Unveiling the Impact of SOx and NOx in CCS: Implications on Injectivity, Mineralization, and Long-Term CO2 Storage
本研究探讨了CO₂气流中SOx与NOx杂质对碳捕集与封存(CCS)关键环节的影响,包括注入能力、矿化作用以及长期封存行为。若在模拟中忽略这些杂质,将导致对储层动态的理解出现重大偏差,并可能低估地球化学及操作风险。研究旨在为设计能够适应含杂CO₂气流、同时确保安全高效封存的CCS系统提供可操作的见解。
研究采用CMG-GEM组分储层模拟器这一先进数值工具,模拟反应性运移过程,并刻画构造封存、残余封存、溶解封存及矿物封存等多种机制。模拟涵盖了酸液形成、矿物溶解与沉淀等关键地球化学过程,并考虑了多种操作情景。除基础案例(含5% SO₂与5% NO₂)外,还设置了两组对比案例:一组仅含10% SO₂,另一组仅含10% NO₂,以单独评估每种杂质的影响。
结果表明,SOx与NOx的存在改变了CO₂封存机制的相对贡献:含杂质情景下,溶解与残余封存比例下降,但结构封存能力增强,且矿物封存比例较纯CO₂注入提高约1%。其中,仅含NO₂的案例矿化程度高于仅含SO₂案例,而混合杂质情景(5% SO₂+5% NO₂)的矿物封存增幅最大。这主要归因于杂质引发的酸化作用加速了矿物溶解,并促进碳酸盐沉淀,从而实现更永久的CO₂固定。研究强调,若忽略杂质影响,将低估矿物封存潜力并误判长期封存行为;在CCS项目中对SOx与NOx进行显式建模,是准确评估封存容量、注入能力及安全性的关键。
Abstract
This study investigates the impacts of SOx and NOx impurities in CO2 streams on key stages of Carbon Capture and Storage (CCS), including injection performance, mineralization, and long-term storage behavior. Excluding these impurities from simulations can lead to significant gaps in understanding reservoir dynamics and may underestimate geochemical and operational risks. This work aims to provide actionable insights for designing CCS systems that ensure safe and efficient storage while accommodating impure CO2 streams.
Advanced numerical simulation tools, specifically CMG’s GEM compositional reservoir simulator, were employed to model reactive transport and simulate various trapping mechanisms, including structural, residual, solubility, and mineral trapping. The simulations captured key geochemical processes such as acid formation, mineral dissolution, and precipitation under a range of operational scenarios.
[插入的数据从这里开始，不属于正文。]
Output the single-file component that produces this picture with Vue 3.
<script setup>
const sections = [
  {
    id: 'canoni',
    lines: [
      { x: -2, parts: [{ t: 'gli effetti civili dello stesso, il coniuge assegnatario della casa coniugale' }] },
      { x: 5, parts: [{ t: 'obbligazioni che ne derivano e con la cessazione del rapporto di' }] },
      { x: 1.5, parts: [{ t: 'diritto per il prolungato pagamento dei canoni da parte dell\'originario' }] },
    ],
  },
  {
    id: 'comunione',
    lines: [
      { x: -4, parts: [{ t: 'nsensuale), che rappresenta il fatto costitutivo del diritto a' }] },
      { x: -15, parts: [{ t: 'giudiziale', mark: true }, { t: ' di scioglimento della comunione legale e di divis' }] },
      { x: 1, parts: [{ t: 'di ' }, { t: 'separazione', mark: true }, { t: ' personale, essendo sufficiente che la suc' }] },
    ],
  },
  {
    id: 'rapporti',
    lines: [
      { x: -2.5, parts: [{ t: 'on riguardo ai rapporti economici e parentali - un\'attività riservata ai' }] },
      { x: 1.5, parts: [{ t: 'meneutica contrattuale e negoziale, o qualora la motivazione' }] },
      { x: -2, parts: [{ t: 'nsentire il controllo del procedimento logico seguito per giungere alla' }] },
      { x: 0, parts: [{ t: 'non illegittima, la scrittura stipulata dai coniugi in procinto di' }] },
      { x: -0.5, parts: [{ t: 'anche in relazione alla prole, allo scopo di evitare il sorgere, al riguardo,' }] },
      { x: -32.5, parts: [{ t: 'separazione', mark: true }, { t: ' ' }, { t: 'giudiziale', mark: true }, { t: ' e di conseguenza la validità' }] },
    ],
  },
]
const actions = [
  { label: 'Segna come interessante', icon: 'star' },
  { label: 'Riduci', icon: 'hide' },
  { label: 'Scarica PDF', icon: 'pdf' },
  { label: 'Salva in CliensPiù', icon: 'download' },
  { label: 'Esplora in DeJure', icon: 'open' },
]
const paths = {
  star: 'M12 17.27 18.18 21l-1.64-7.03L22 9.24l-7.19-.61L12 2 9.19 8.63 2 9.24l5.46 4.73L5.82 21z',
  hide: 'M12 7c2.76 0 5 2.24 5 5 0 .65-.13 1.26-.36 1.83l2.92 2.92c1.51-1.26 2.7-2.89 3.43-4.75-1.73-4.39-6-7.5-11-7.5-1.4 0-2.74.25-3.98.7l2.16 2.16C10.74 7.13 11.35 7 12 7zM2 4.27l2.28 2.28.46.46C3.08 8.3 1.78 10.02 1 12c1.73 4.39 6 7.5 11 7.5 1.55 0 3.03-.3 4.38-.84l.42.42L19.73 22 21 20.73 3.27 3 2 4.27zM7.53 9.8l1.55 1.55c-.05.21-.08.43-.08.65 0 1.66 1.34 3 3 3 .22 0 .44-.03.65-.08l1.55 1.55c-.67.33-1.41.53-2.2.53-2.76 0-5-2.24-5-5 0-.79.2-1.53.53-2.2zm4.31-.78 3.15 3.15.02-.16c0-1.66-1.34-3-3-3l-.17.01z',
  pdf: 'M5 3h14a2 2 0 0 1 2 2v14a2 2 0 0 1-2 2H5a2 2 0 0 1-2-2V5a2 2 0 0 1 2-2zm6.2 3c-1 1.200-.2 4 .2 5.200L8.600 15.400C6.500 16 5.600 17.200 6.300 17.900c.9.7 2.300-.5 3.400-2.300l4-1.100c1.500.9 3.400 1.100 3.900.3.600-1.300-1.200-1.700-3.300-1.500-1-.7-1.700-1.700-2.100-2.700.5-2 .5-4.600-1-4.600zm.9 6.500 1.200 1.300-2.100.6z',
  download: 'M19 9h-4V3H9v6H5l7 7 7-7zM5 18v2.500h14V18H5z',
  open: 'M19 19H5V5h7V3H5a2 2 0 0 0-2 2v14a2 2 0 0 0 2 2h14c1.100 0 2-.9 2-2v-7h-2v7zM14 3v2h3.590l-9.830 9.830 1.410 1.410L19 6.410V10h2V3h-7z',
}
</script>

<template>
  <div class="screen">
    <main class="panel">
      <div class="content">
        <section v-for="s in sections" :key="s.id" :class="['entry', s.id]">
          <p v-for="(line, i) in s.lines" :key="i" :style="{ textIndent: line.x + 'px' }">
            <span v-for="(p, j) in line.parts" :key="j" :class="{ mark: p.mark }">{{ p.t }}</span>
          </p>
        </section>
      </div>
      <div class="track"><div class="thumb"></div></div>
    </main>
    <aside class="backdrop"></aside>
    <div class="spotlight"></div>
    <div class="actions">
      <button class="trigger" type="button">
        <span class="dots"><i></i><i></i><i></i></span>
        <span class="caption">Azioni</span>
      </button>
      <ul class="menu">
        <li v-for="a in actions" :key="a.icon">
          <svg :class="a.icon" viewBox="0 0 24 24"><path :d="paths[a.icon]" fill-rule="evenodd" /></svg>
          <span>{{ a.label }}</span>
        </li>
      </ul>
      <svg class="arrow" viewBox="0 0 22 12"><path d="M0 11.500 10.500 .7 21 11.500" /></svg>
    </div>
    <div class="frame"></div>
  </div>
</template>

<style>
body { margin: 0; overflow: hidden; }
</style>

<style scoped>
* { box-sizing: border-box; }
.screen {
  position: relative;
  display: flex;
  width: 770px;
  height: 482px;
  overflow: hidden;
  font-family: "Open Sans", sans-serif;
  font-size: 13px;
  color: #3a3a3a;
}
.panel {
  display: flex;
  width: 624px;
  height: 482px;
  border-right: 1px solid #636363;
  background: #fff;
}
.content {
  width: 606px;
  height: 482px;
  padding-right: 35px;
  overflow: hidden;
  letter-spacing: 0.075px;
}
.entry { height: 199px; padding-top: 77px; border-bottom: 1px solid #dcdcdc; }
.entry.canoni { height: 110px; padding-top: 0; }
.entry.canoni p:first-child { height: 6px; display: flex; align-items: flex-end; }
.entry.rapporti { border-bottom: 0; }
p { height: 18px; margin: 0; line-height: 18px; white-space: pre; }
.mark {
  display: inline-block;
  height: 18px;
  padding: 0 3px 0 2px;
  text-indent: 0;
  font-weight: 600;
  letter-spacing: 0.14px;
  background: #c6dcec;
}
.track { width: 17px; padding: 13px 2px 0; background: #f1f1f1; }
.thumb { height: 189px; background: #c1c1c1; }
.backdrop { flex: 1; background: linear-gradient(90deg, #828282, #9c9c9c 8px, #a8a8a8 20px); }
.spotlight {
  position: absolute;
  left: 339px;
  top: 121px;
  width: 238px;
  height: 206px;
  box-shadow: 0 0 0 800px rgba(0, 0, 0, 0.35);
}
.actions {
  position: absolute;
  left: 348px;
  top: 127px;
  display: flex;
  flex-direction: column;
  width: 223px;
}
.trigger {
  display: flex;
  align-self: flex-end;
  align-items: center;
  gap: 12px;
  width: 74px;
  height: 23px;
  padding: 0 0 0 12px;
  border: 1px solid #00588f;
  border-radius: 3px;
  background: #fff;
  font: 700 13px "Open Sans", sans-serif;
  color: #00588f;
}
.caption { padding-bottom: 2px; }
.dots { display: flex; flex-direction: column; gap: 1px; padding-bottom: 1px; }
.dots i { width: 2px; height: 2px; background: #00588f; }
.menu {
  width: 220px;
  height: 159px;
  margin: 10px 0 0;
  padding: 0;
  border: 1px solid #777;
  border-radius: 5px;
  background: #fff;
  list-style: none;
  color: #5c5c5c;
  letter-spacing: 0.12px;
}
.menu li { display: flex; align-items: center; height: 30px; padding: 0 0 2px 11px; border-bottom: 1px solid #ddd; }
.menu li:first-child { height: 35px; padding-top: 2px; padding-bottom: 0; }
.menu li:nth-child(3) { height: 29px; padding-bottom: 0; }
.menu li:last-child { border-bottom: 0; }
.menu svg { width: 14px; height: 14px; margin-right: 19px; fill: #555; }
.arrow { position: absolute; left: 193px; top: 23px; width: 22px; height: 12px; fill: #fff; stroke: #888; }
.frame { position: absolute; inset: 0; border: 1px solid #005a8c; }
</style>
In addition to the base case with 5% SO2 and 5% NO2 impurities, two additional cases were analyzed to isolate the effect of each impurity: one with 10% SO2 and no NO2, and another with 10% NO2 and no SO2.
The results demonstrate that the presence of SOx and NOx impurities alters the balance of CO2 trapping mechanisms. Impurity-bearing scenarios showed reduced contributions from solubility and residual trapping but exhibited enhanced structural containment and an increase of approximately 1% in mineral trapping relative to pure CO2 injection. Mineralization was greater in the NO2-only case compared to the SO2-only case; however, the mixed scenario (5% SO2 + 5% NO2) produced the highest overall increase. This enhancement is attributed to impurity-induced acidification, which accelerates mineral dissolution and promotes carbonate precipitation, leading to more permanent CO2 immobilization. These findings highlight that overlooking impurities may underestimate the role of mineral trapping and misrepresent long-term storage behavior. The study underscores the importance of explicitly accounting for SOx and NOx when forecasting capacity, injectivity, and containment security in CCS projects.